Virei as costas para ele, para as ruínas do meu estúdio, e dei um passo trêmulo em direção à porta. Eu precisava sair. Precisava respirar um ar que não estivesse denso com as mentiras deles.
Ele agarrou meu braço.
"Onde você vai? Você está machucada. Precisamos te levar para um hospital."
Eu me afastei de seu toque como se fosse fogo.
"Me solta."
Seu aperto se intensificou.
"Amélia, pare de ser tão dramática!", ele sibilou, seu charme desaparecendo para revelar a fraqueza por baixo. "Foi um erro. Um erro estúpido. Só isso."
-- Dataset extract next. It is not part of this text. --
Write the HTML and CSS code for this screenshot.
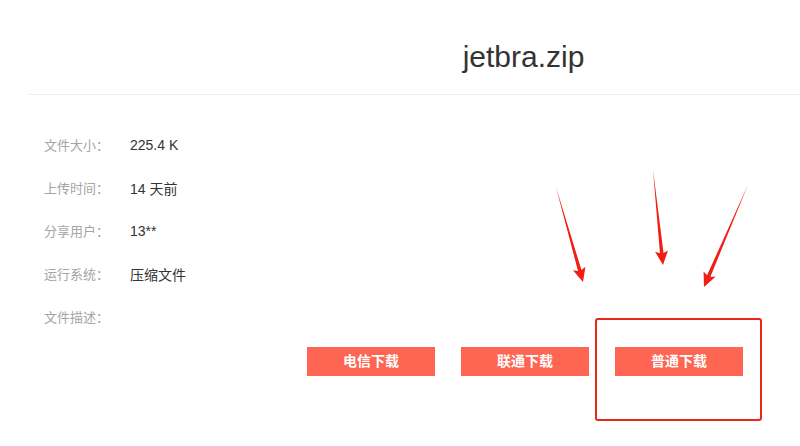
FILE: index.html
```html
<!DOCTYPE html>
<html lang="zh-CN">
<head>
    <meta charset="UTF-8">
    <meta name="viewport" content="width=device-width, initial-scale=1.0">
    <title>jetbra.zip</title>
    <link rel="stylesheet" href="styles.css">
</head>
<body>
    <div class="page">
        <div class="file-head">
            <h1>jetbra.zip</h1>
        </div>
        <ul class="file-info">
            <li><span class="label">文件大小：</span><span class="value">225.4 K</span></li>
            <li><span class="label">上传时间：</span><span class="value">14 天前</span></li>
            <li><span class="label">分享用户：</span><span class="value">13**</span></li>
            <li><span class="label">运行系统：</span><span class="value">压缩文件</span></li>
            <li><span class="label">文件描述：</span><span class="value"></span></li>
        </ul>
        <div class="downloads">
            <a class="btn" href="#">电信下载</a>
            <a class="btn" href="#">联通下载</a>
            <a class="btn" href="#">普通下载</a>
        </div>
    </div>

    <!-- annotation overlay -->
    <div class="mark-box"></div>
    <svg class="arrows" width="800" height="446" viewBox="0 0 800 446">
        <g fill="#f01e14">
            <g transform="translate(583,282) rotate(-15.9)">
                <polygon points="0,-99 1.8,-12 6.5,-14 0,0 -6.5,-14 -1.8,-12" />
            </g>
            <g transform="translate(663,265) rotate(-6)">
                <polygon points="0,-96 1.8,-12 6.5,-14 0,0 -6.5,-14 -1.8,-12" />
            </g>
            <g transform="translate(704,287) rotate(23.3)">
                <polygon points="0,-111 1.8,-12 6.5,-14 0,0 -6.5,-14 -1.8,-12" />
            </g>
        </g>
    </svg>
</body>
</html>
```

FILE: styles.css
```css
/* Global */
body {
    margin: 0;
    width: 800px;
    height: 446px;
    overflow: hidden;
    position: relative;
    background: #fff;
    font-family: 'Liberation Sans', 'Noto Sans CJK SC', sans-serif;
    color: #333;
}

.page {
    margin-left: 28px;
}

/* File title */
.file-head {
    padding: 42px 0 22px 219px;
    border-bottom: 1px solid #ececec;
    text-align: center;
}

.file-head h1 {
    margin: 0;
    font-size: 30px;
    line-height: 30px;
    font-weight: normal;
    color: #333;
}

/* Info rows */
.file-info {
    list-style: none;
    margin: 0;
    padding: 28px 0 0 16px;
}

.file-info li {
    display: flex;
    align-items: center;
    height: 43px;
}

.label {
    width: 86px;
    font-size: 13px;
    color: #a5a5a5;
}

.value {
    font-size: 14px;
    color: #333;
}

/* Download buttons */
.downloads {
    display: flex;
    gap: 26px;
    margin-top: 9px;
    padding-left: 279px;
}

.btn {
    width: 128px;
    height: 29px;
    line-height: 29px;
    text-align: center;
    background-color: #fe6553;
    color: #fff;
    font-size: 14px;
    font-weight: bold;
    text-decoration: none;
}

/* Annotation marks */
.mark-box {
    position: absolute;
    left: 595px;
    top: 318px;
    width: 163px;
    height: 99px;
    border: 2px solid #e8281d;
    border-radius: 3px;
}

.arrows {
    position: absolute;
    left: 0;
    top: 0;
}
```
Uma batida na porta aberta do estúdio nos fez virar. Era Bia, minha melhor amiga, seu rosto pintado de preocupação. Ela tinha chegado mais cedo para a festa.
"O que está acontecendo?", ela perguntou, seus olhos passando da minha cabeça sangrando para a bochecha vermelha de Alex e para Kaila, que ainda soluçava artisticamente no canto. "Meu Deus, Amélia, o que aconteceu com você?"
De trás de Alex, a voz de Kaila, grossa com lágrimas fabricadas, flutuou pela sala.
"Foi minha culpa. Eu... eu estava apenas conversando com o Alex, e a Amélia entendeu errado. Ela ficou com tanta raiva... ela me empurrou, e então escorregou."
Meu mundo, já inclinado, girou completamente fora de seu eixo. A mentira era tão descarada, tão audaciosa, que me deixou sem fôlego.
Alex não a corrigiu. Ele apenas ficou ali, seu silêncio uma confirmação ensurdecedora.
O olhar preocupado de Bia mudou, endurecendo com julgamento ao pousar em mim. Ela viu uma mulher histérica e ferida e uma garota chorosa e "inocente". Ela viu a cena que Kaila havia pintado.
E naquele instante, eu estava total e completamente sozinha.
A voz do médico me tirou da memória, um eco distante.
"Estamos começando agora, Amélia."
Uma lágrima que eu não sabia que estava segurando escorregou do canto do meu olho e traçou um caminho frio pela minha têmpora.
Ótimo.
Apague ele.
Apague ela.
Apague tudo.
A última coisa que vi antes que a escuridão me tomasse completamente foi a porta vazia onde Alex deveria estar.